═════ RECORDS SUPPLIED
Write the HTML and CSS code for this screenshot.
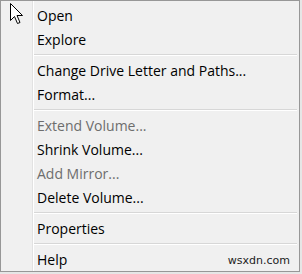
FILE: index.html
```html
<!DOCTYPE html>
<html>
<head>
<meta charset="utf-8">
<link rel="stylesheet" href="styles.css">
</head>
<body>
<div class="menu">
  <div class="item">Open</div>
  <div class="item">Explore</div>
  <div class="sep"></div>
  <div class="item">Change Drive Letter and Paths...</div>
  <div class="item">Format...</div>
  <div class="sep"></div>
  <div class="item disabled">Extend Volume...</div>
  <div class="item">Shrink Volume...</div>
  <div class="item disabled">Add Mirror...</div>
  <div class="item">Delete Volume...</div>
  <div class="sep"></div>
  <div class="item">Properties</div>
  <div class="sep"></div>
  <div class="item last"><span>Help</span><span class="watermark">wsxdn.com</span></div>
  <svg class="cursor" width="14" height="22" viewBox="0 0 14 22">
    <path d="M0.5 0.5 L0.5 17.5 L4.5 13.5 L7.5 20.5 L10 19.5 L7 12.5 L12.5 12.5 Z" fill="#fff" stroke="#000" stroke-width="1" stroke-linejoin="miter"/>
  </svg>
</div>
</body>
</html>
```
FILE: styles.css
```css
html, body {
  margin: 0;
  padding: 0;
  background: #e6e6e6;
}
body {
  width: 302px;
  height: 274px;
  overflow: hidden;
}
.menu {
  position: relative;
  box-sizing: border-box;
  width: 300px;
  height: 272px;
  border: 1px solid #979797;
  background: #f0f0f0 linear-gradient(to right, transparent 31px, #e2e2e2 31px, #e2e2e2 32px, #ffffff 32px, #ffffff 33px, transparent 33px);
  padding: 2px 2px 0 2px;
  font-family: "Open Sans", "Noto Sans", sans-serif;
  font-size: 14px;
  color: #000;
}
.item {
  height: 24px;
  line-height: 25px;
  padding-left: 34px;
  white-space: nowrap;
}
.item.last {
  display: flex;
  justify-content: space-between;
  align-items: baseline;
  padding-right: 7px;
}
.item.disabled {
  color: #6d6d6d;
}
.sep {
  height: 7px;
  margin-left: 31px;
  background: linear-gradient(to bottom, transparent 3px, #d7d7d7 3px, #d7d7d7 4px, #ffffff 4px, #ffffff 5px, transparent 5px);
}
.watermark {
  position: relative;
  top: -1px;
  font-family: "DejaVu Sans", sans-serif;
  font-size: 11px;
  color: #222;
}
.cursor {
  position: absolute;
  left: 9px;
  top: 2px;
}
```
══════════
═════ RECORDS SUPPLIED
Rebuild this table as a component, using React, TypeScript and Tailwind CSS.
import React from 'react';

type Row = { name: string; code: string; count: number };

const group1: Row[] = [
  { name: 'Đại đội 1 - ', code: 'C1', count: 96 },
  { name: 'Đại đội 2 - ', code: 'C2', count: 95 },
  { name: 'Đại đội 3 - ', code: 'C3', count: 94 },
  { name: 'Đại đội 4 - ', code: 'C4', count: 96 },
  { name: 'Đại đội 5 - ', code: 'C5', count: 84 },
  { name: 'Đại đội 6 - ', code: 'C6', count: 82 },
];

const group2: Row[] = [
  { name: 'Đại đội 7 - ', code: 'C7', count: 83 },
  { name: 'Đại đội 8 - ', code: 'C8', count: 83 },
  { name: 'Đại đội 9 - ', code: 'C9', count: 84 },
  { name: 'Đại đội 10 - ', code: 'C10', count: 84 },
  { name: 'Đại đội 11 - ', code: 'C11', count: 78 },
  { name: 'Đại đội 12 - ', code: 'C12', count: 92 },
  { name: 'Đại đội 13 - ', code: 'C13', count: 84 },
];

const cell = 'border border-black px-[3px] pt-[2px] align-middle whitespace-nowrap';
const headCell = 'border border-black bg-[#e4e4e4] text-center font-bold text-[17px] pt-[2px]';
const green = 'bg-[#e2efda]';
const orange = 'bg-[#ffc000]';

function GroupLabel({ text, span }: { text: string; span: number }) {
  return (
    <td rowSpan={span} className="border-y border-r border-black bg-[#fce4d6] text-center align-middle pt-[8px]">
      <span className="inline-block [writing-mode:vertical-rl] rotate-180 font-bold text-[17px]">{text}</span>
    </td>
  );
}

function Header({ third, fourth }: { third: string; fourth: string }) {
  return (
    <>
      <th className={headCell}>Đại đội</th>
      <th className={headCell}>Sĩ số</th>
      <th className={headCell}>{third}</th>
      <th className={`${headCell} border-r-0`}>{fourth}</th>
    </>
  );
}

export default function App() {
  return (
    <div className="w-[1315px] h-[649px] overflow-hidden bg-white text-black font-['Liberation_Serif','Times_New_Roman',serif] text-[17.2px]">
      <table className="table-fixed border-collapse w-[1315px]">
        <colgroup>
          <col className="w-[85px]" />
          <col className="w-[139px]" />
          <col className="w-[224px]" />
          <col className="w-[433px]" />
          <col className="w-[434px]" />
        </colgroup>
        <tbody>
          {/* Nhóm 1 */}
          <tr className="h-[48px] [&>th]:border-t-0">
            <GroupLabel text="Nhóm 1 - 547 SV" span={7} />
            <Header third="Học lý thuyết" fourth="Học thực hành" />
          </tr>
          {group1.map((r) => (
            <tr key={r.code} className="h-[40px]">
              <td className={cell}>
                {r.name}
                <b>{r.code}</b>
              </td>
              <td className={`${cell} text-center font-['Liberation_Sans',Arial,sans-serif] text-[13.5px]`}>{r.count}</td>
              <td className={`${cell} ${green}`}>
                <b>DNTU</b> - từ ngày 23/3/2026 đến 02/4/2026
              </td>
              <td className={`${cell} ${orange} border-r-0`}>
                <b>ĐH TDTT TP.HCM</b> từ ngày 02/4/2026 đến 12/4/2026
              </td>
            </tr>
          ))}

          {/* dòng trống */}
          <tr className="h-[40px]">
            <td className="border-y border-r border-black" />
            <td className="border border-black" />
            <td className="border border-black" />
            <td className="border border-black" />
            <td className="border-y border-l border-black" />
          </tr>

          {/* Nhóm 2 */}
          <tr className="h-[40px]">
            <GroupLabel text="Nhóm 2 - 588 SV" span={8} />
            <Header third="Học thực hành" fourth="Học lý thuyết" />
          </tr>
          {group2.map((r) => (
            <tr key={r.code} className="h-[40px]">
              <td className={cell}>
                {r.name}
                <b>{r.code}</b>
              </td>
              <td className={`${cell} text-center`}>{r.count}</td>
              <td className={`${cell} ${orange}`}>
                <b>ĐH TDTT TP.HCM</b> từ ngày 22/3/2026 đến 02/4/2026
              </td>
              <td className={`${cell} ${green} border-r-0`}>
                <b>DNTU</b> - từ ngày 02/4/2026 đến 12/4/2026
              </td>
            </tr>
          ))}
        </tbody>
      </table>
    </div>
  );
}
══════════
═════ RECORDS SUPPLIED
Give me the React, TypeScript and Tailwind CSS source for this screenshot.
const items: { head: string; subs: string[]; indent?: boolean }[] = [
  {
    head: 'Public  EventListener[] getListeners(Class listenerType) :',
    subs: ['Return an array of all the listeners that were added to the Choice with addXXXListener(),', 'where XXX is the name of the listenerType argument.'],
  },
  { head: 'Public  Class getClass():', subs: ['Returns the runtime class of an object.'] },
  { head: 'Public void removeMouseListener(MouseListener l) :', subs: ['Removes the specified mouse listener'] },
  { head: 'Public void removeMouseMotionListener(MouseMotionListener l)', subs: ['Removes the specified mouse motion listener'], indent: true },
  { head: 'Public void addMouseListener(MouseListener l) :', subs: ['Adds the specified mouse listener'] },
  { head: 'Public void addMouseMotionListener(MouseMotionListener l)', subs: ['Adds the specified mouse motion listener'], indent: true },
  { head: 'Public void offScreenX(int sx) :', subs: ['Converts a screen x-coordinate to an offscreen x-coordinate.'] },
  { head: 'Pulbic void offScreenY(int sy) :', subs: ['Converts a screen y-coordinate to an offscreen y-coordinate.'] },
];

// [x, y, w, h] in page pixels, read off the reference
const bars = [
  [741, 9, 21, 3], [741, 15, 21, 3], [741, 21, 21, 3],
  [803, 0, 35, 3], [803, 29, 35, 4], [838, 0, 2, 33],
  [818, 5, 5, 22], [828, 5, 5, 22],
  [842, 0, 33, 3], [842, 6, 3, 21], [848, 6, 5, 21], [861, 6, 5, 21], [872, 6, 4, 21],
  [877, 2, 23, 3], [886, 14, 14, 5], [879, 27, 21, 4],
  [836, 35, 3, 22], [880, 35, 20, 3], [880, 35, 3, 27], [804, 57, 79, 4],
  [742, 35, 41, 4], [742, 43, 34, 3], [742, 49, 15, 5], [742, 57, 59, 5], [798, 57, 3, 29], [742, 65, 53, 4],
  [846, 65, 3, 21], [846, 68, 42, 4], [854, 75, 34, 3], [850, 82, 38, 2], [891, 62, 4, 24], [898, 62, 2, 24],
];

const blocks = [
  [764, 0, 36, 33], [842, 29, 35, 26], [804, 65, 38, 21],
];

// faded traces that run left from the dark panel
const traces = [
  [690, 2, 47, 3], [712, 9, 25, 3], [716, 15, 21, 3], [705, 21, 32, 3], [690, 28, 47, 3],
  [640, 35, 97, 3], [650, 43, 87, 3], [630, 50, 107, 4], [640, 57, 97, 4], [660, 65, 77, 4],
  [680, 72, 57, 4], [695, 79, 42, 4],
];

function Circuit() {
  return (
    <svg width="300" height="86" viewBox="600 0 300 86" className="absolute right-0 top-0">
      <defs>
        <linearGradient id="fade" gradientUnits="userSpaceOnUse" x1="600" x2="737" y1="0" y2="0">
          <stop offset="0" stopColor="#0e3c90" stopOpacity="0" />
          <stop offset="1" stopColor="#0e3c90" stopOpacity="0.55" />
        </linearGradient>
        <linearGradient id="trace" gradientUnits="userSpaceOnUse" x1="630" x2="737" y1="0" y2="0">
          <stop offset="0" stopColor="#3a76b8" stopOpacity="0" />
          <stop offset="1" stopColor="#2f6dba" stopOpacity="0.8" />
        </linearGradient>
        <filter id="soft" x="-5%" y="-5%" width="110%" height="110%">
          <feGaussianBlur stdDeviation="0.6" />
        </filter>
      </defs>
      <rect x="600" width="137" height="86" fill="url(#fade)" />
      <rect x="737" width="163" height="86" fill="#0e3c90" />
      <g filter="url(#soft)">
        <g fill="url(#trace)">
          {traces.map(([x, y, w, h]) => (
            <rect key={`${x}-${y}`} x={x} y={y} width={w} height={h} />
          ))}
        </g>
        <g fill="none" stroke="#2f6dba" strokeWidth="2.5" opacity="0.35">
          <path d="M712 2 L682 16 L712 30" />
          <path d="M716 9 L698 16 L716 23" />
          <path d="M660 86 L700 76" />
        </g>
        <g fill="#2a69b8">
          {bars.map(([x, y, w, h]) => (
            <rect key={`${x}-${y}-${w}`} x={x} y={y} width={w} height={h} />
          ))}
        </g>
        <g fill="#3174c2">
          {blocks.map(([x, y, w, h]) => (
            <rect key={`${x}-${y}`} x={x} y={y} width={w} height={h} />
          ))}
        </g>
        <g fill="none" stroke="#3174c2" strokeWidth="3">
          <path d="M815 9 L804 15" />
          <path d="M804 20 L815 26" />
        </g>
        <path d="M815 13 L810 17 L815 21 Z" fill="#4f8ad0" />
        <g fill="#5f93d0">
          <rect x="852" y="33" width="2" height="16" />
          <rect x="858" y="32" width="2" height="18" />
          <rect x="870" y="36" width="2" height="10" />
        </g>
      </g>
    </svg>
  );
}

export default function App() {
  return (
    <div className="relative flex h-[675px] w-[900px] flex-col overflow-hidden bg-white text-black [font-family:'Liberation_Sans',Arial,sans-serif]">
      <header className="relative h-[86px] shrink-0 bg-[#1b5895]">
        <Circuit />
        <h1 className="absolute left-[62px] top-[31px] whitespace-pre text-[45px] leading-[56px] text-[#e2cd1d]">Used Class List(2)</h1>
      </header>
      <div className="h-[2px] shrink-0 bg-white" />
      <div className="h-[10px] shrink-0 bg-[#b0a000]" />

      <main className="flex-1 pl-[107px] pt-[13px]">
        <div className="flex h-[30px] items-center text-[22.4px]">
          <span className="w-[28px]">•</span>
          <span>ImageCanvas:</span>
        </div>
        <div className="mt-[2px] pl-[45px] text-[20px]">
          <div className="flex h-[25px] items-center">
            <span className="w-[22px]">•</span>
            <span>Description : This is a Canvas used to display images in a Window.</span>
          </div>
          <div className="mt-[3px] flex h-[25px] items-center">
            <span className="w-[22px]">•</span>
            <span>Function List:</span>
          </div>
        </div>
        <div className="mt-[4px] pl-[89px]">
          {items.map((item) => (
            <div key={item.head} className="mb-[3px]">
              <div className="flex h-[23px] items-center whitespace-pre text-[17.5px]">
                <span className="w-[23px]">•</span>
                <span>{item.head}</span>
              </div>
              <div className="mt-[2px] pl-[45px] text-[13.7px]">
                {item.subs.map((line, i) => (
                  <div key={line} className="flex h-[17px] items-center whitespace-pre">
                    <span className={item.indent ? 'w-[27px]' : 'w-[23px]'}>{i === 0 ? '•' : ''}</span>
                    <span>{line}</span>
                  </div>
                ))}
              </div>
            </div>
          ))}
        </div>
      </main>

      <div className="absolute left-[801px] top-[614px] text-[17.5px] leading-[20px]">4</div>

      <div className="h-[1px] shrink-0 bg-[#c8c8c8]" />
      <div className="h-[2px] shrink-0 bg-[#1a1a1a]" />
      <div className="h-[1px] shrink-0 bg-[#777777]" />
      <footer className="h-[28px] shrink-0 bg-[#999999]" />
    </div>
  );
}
══════════
[SET PROBLEM]:
Return a copy of every line that includes the word "Tailwind".

[SOLUTION BELOW]:
Rebuild this table as a component, using React, TypeScript and Tailwind CSS.
Give me the React, TypeScript and Tailwind CSS source for this screenshot.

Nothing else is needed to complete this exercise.